Using Wilk's criterion, the MANOVA suggested a significant difference between the groups on the team brand association dimensions (A = .617, F (4, 185) = 2.050, p<.01). The brand association ratings across the groups are presented in Table 1. While only the infrequent and frequent associations were utilized in the experimental group scenarios, each of the brand association dimensions was examined for potential dilution effects. Post hoc tests revealed that there was a significant difference in the Social Interaction association dimension between the control group and experimental group four (p < .05). Specifically, respondents in the control group had a significantly higher mean score on the Social Interaction dimension (M = 5.21) than the experimental group (M = 4.31). This indicated that dilution of the Social Interaction dimension did occur, and thus provided partial support for Hypothesis 1, suggesting potential dilution when consumers are exposed to a brand extension with inconsistent attributes. Conversely, some dilution did occur and thus would not support Hypothesis 2b, which suggested that dilution would not occur when exposed to an atypical brand extension with incongruent attributes. Finally, no other significant differences were found, and thus Hypothesis 2a was also not supported.

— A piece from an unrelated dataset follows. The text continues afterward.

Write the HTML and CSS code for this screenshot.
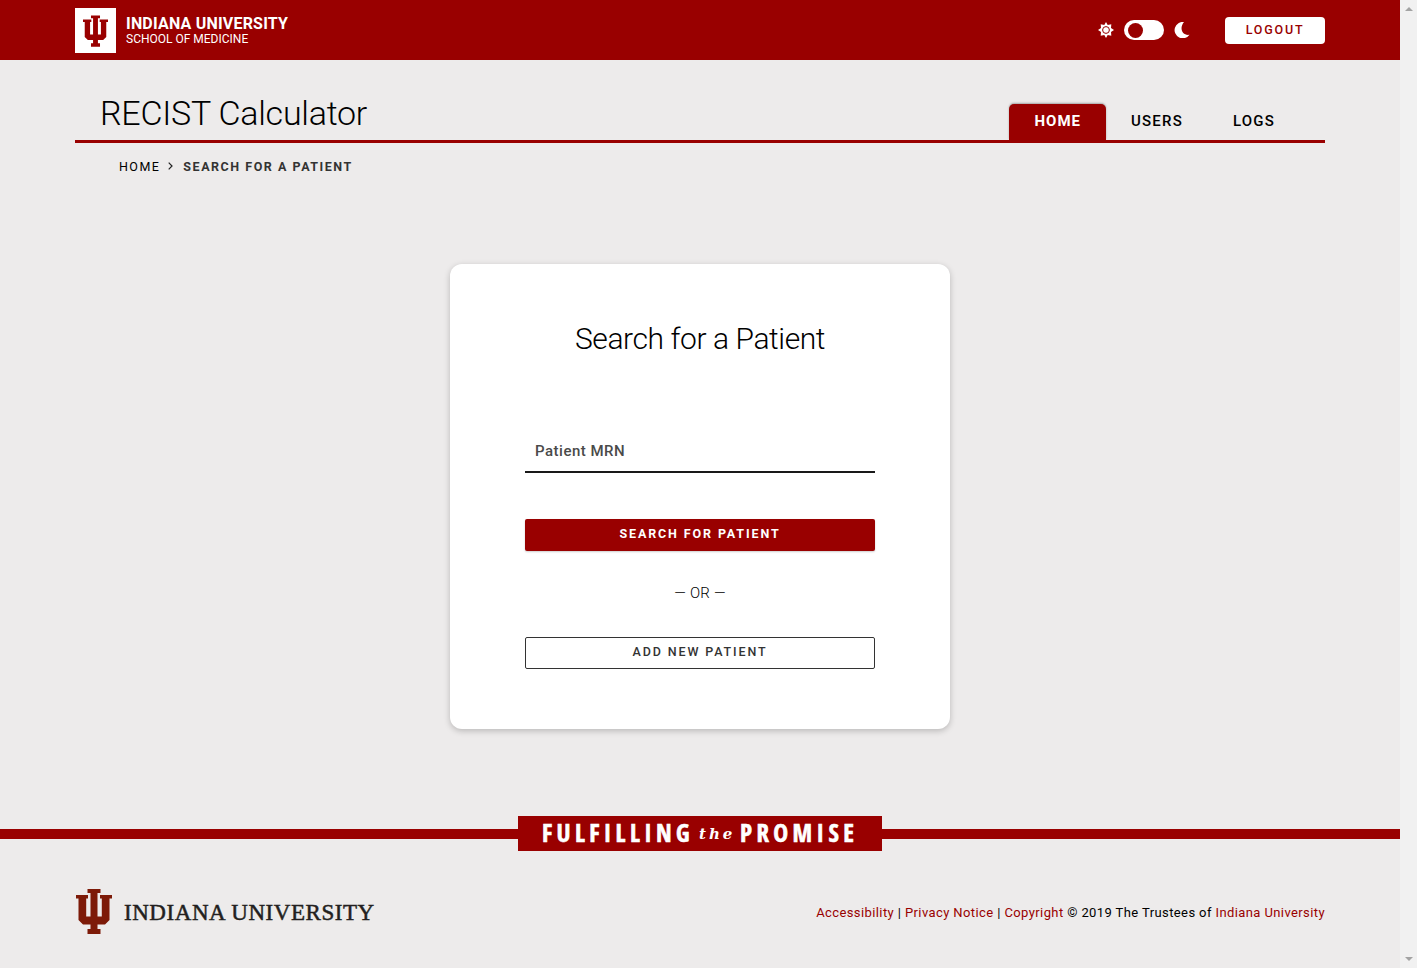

The MANCOVA results revealed that level of team identification had a significant impact on the brand association ratings across the groups (A = .525, F (4, 184) = 14.316, p<.01). Furthermore, the regression results indicated that across all 11 TBAS dimensions group membership was not significant (p > .10) in predicting the brand association scores while controlling for team identification. However, in each case the team identification segment explained a significant amount of the variance in brand association dimension rating (p < .01). Specifically, the results suggested that the majority of the variance in TBAS scores was attributed to the respondent's level of identification rather than exposure to the hypothetical brand extension.

Finally, in the one instance where dilution did occur, the ANOVA results indicated significant differences in the diluted Social Interaction dimension ratings between the various team identification segments (F(2, 30) = 6.997, p < .01). In particular, the ratings increased between those with low levels of identification (M = 3.46), moderate levels of identification (M = 4.79), and high levels of identification (M = 4.91). Bonferroni post hoc tests revealed that there were significant differences in the ratings between those with high levels of identification and those with low levels of identification (p < .05). In addition, significant differences were found between those with moderate levels of identification and individuals with low levels of identification (p < .05), thus supporting Hypothesis 3.

Discussion and Conclusion

This study represents one of the first efforts to investigate the impact brand extensions have upon the associations of a professional sport team. The results suggest that minimal dilution will occur when introducing brand extensions, and revealed that level of team identification had a significantly greater impact on the team brand than did exposure to the extension. The findings from this research offer a number of important theoretical and managerial implications, as well as providing several avenues for future research.

In summary, effects of dilution did not support the typicality model and showed minimal support for the bookkeeping model. The only evidence of dilution was found when participants were exposed to a non-perceived fit extension with inconsistent associations, thereby contradicting the typicality model. Interestingly, these findings provide some support for the bookkeeping model, suggesting that regardless of typicality, dilution will occur when an extension has inconsistent attribute information (Loken & John, 1993; Weber & Crocker, 1998). It should be noted, however, that both models were developed for the examination of consumer based goods, and this study applied to a service related product of a professional sport team. As partial support was established for the models in the current research, a need exists to develop a deeper understanding of how team related extensions either enhance or dilute the brand associations of professional sport teams.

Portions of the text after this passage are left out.